_Direction:_ What lines of the data include the string "components"? Copy them all.

—————

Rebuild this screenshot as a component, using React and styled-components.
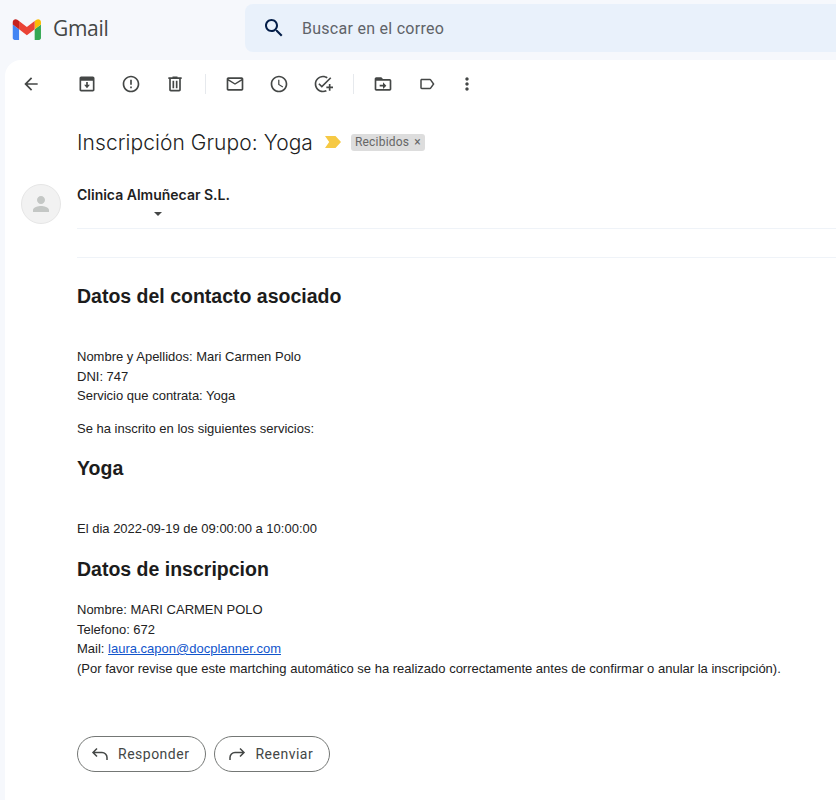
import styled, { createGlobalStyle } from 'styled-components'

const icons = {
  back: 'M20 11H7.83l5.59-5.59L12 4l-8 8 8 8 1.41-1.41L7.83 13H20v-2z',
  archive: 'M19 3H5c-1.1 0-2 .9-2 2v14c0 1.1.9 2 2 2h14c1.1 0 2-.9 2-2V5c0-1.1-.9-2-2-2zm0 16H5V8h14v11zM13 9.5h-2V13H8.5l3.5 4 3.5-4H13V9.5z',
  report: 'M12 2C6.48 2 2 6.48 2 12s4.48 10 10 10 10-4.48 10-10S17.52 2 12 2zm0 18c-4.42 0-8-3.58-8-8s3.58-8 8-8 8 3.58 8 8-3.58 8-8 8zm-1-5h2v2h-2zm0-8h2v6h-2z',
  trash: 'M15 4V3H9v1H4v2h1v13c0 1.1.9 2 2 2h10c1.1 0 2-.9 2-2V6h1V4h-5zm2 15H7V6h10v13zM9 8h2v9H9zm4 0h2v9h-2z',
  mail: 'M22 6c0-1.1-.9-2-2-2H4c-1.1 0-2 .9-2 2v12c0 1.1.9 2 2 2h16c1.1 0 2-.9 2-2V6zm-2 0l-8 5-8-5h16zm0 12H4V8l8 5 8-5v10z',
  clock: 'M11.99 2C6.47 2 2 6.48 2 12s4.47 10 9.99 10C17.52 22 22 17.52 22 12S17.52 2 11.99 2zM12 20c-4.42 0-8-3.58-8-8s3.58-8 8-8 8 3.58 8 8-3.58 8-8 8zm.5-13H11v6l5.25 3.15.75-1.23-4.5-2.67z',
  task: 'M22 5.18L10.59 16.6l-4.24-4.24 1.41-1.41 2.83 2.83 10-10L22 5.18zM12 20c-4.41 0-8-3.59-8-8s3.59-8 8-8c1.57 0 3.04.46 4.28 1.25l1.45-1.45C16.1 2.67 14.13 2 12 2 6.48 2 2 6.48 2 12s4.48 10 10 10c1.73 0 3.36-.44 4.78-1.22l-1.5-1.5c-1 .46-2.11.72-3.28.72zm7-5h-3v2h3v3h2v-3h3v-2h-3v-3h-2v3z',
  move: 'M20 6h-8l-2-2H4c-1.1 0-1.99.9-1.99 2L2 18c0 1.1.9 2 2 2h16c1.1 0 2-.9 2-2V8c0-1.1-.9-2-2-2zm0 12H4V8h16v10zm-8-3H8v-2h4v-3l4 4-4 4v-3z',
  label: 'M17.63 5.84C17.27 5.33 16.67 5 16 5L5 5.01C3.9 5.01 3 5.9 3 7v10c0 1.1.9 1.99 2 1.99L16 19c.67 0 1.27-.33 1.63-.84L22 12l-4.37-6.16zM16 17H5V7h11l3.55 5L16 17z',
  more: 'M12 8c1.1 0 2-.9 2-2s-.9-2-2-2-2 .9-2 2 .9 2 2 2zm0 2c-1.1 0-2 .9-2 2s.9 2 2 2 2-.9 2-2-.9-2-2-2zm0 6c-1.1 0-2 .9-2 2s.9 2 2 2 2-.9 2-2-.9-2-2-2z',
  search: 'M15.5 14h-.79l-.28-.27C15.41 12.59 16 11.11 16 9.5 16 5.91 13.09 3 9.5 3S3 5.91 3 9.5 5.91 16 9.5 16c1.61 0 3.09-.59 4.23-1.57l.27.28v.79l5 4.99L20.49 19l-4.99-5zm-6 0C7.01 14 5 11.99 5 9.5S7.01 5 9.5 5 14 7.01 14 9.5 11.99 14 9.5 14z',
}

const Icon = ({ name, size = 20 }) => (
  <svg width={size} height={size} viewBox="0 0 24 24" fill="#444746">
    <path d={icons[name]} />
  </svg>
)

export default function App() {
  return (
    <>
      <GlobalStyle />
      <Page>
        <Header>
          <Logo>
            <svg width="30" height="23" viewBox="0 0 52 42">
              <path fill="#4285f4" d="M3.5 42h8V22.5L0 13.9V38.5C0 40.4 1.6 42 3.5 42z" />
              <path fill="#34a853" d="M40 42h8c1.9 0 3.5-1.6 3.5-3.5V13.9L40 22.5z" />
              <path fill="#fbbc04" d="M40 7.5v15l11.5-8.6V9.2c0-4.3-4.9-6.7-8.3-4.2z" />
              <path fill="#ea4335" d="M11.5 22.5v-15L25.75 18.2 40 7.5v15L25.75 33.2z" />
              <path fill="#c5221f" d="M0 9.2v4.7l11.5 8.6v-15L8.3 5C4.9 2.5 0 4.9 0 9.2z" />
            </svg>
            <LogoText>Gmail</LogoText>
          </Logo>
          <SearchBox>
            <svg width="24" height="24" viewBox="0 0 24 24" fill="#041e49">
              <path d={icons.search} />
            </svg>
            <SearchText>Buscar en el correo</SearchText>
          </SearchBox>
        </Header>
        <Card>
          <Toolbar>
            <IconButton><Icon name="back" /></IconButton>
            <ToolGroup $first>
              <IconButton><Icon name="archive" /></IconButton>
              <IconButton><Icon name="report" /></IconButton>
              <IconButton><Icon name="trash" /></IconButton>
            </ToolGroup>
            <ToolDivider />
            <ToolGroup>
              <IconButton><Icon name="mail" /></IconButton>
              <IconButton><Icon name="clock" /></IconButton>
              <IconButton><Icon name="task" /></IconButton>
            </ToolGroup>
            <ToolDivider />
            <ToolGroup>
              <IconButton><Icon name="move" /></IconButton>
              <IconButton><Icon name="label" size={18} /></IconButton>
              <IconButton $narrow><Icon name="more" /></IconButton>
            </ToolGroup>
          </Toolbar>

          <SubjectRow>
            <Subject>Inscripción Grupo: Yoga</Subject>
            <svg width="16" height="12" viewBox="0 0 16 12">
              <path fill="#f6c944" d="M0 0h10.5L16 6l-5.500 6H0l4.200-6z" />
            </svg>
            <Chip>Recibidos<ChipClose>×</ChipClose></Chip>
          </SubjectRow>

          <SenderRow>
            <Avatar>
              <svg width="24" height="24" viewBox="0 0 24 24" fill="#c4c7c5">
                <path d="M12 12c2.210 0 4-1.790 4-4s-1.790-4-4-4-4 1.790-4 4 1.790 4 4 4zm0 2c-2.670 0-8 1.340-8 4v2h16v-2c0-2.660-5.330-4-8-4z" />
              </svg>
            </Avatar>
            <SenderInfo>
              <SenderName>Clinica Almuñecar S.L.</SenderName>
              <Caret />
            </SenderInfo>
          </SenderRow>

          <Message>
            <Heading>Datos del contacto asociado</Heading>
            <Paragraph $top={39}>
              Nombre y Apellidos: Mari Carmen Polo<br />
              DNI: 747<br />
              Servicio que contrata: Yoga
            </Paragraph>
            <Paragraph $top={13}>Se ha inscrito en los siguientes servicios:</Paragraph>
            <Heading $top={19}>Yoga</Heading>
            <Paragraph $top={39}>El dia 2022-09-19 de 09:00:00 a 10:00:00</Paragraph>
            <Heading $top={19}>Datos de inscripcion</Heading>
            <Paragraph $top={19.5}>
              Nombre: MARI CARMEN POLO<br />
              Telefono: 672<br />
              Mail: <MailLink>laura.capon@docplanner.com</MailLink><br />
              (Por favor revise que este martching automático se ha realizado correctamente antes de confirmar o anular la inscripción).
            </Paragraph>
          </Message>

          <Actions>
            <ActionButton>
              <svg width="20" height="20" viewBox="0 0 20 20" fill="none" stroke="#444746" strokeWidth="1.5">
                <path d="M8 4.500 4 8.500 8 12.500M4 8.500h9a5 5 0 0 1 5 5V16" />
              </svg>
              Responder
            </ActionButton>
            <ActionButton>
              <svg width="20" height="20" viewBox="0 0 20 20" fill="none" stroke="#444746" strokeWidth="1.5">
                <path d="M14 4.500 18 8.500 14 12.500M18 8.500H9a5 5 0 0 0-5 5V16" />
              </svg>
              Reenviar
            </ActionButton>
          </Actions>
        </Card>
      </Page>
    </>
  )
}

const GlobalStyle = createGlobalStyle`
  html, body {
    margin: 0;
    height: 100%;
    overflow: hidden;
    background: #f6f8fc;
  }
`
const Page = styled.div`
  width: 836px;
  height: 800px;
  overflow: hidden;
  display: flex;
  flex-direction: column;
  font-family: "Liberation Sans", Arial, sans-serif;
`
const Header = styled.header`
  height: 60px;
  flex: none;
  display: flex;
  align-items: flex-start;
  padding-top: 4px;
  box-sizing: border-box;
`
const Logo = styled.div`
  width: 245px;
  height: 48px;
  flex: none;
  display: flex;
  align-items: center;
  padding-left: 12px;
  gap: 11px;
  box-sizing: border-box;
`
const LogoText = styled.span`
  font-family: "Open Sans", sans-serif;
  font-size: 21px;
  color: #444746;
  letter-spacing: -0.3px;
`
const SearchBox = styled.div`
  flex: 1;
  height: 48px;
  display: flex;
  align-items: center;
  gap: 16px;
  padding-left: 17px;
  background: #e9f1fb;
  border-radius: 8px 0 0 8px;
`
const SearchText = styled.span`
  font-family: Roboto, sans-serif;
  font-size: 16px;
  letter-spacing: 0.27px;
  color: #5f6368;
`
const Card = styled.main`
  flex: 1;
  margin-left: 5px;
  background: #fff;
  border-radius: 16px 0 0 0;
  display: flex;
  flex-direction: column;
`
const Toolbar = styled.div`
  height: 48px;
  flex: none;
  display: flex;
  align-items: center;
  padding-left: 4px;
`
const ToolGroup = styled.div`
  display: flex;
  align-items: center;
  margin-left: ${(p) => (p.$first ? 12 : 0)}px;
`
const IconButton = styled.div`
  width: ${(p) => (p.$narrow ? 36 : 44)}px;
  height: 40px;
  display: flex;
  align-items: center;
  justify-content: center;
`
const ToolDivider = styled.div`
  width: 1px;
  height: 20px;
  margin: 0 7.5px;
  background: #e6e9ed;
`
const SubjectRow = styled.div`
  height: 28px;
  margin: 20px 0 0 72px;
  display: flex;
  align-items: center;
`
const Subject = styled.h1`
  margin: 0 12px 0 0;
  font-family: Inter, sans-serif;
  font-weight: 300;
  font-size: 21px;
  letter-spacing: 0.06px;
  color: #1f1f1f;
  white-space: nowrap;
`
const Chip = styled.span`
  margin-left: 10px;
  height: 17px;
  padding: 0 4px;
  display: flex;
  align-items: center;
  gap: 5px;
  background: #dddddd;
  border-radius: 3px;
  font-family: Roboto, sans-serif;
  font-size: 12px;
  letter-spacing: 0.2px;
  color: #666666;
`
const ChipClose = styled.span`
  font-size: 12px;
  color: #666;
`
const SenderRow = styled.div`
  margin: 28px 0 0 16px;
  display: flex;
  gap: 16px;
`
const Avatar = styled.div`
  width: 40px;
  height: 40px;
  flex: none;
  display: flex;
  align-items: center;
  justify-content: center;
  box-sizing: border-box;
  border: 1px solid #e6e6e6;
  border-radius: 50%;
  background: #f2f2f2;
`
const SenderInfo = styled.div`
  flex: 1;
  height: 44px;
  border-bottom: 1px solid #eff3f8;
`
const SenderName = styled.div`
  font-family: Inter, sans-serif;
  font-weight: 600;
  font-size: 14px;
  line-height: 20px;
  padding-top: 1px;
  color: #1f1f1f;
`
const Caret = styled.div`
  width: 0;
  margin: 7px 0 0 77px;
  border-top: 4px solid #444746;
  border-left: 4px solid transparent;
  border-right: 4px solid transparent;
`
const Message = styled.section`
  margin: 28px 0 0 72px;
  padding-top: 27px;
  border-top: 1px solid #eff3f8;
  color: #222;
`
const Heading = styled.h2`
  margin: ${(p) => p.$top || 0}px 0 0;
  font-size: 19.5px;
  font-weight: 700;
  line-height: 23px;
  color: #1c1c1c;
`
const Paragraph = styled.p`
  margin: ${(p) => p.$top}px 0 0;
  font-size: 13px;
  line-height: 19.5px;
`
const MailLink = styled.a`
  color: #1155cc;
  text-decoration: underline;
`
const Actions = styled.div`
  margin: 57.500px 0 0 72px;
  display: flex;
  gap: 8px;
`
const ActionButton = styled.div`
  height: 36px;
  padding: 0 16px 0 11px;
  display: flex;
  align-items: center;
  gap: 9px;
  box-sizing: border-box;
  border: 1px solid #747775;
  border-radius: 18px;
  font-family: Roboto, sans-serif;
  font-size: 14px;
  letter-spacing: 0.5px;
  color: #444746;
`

—————

_Exercise solution:_
Rebuild this screenshot as a component, using React and styled-components.
import styled, { createGlobalStyle } from 'styled-components'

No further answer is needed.